LA VISITE du Pre­mier min­istre chi­nois a été une oppor­tu­nité rare pour ren­forcer les liens entre notre École et la Chine : via la sig­na­ture de parte­nar­i­ats avec les uni­ver­sités de Tsinghua, Fudan et Shan­dong ; via les retombées médi­a­tiques en Chine de cet événe­ment, la presse chi­noise par­le ain­si de l’École comme “ une insti­tu­tion pres­tigieuse vieille de deux cents ans, où la moitié des grands dirigeants français sont for­més…” Con­cer­nant la com­mu­nauté poly­tech­ni­ci­enne chi­noise, il y a eu his­torique­ment trois prin­ci­pales “ généra­tions ” de poly­tech­ni­ciens chi­nois : a) d’abord dans les années 1920, où une par­tie sig­ni­fica­tive des (futures) élites chi­nois­es ont été for­mées en France ; b) à la fin des années 1970, au moment de l’ouverture de la Chine, 200 jeunes chi­nois ont été sélec­tion­nés par leur gou­verne­ment pour venir suiv­re en France les class­es pré­para­toires ; une dizaine d’entre eux ont réus­si le con­cours d’admission de l’X ; c) depuis l’ouverture à l’international du con­cours voie B en 1996, l’École a recruté directe­ment des can­di­dats d’origine non fran­coph­o­ne.
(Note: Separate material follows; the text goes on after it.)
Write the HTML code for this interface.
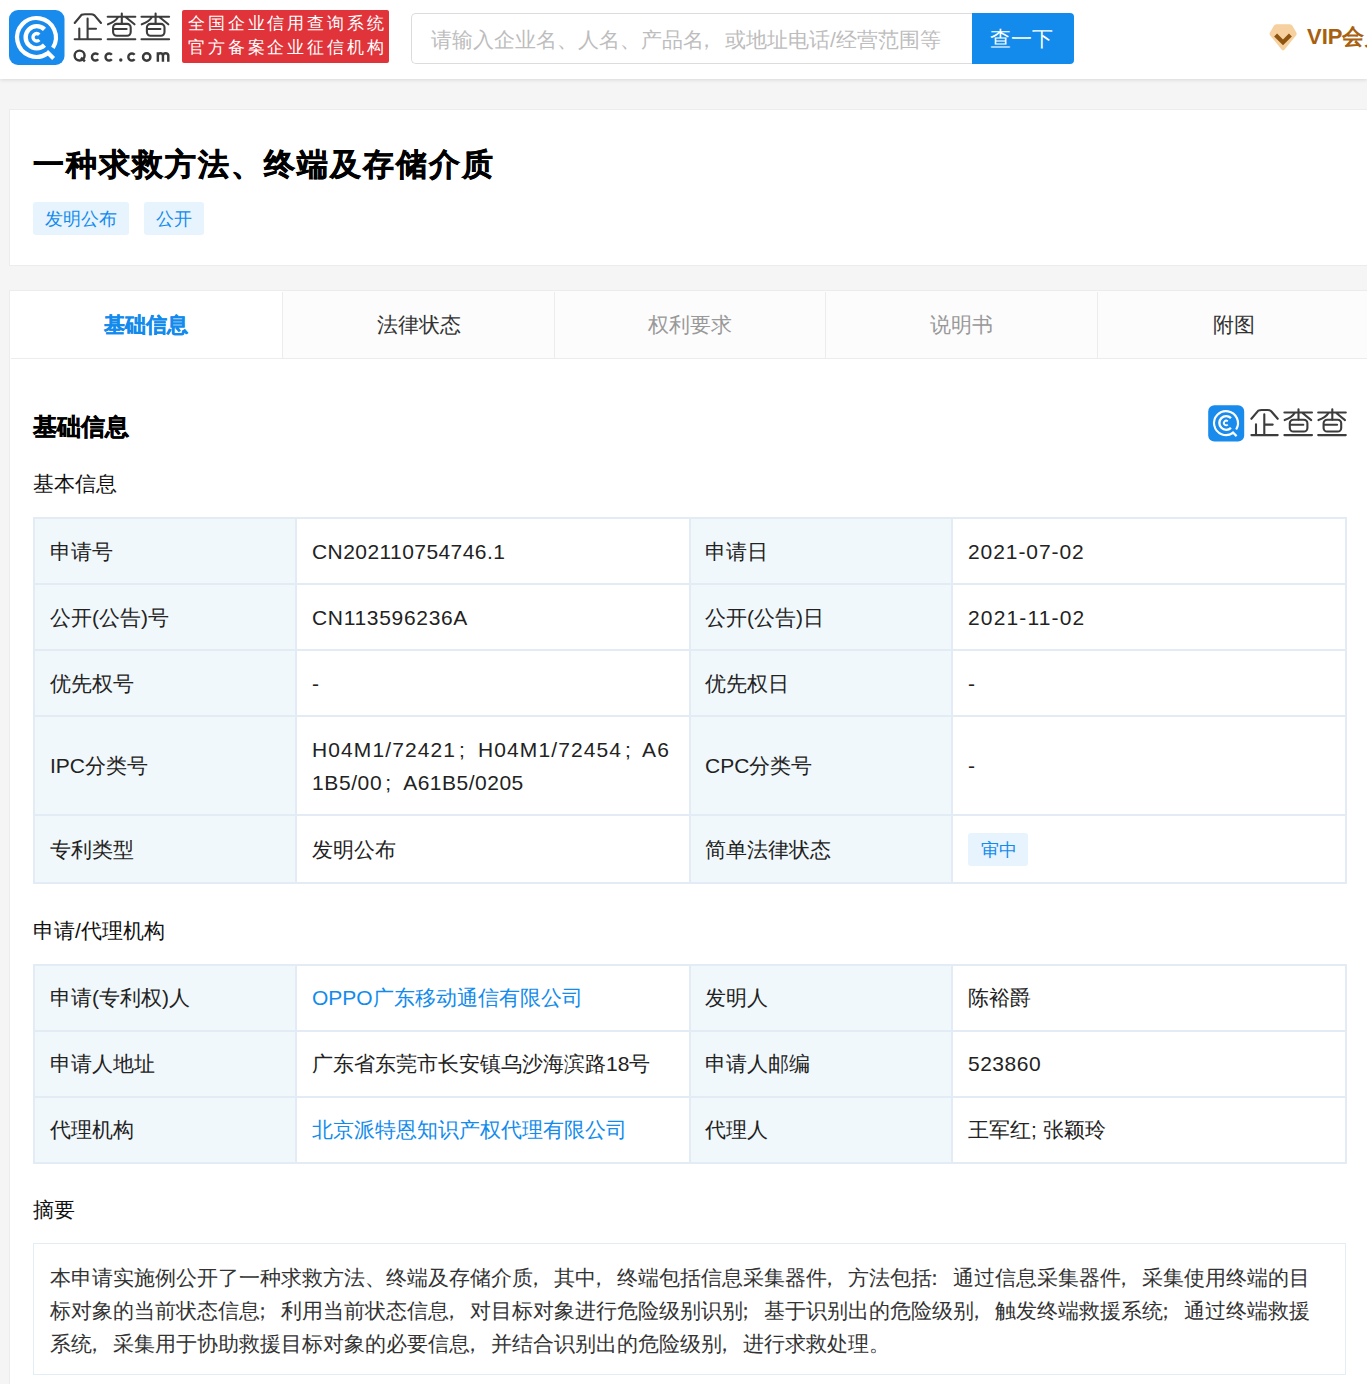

Les pre­miers can­di­dats chi­nois ont été admis en 1997.

L’on con­state depuis une hausse con­sid­érable du nom­bre de can­di­dats (et donc d’élèves) chi­nois, et plus de 10 élèves chi­nois par pro­mo­tion depuis 2003. Il y a actuelle­ment une quar­an­taine d’élèves chi­nois sur le cam­pus (dans le cycle poly­tech­ni­cien, et en for­ma­tion doc­tor­ale) et le nom­bre total des élèves et des anciens attein­dra bien­tôt 100. La plu­part des poly­tech­ni­ciens chi­nois ont l’intention de dévelop­per une car­rière bicul­turelle fran­co-chi­noise, et ils joueront sans doute un rôle impor­tant dans les rela­tion entre nos deux pays.

La vis­ite du 6 décem­bre a per­mis de resser­rer les liens entre la ving­taine d’anciens élèves et les élèves chi­nois et nos cama­rades sinophiles dont plusieurs par­tiront en 2006 en for­ma­tion en Chine, notam­ment à Tsinghua.

Par ailleurs M. WEN Jiabao a pronon­cé lors de son dis­cours oral quelques mes­sages très importants :

“ Je suis de très bonne humeur car j’aime ren­con­tr­er des jeunes très dynamiques qui représen­tent l’avenir du monde ” ;

“ L’échange d’étudiants est une affaire sig­ni­fica­tive, encore plus impor­tante que l’achat de 150 Airbus ” ;

“ Si la coopéra­tion économique entre nos pays représente le présent, la coopéra­tion cul­turelle représente le futur ” ;

Enfin, il a orale­ment pro­posé que “ 400 jeunes [cama­rades] français vien­nent en Chine l’an prochain ”, mes­sage qui n’est pas tombé dans l’oreille d’un sourd.

Nous espérons tous qu’un tel appel sera enten­du par la com­mu­nauté poly­tech­ni­ci­enne, et que (peut-être) un grand événe­ment pour­ra être organ­isé fin 2006 à Bei­jing, réu­nis­sant tous nos jeunes cama­rades, nos cama­rades chi­nois et sinophiles, et nos “ Grands Anciens ”.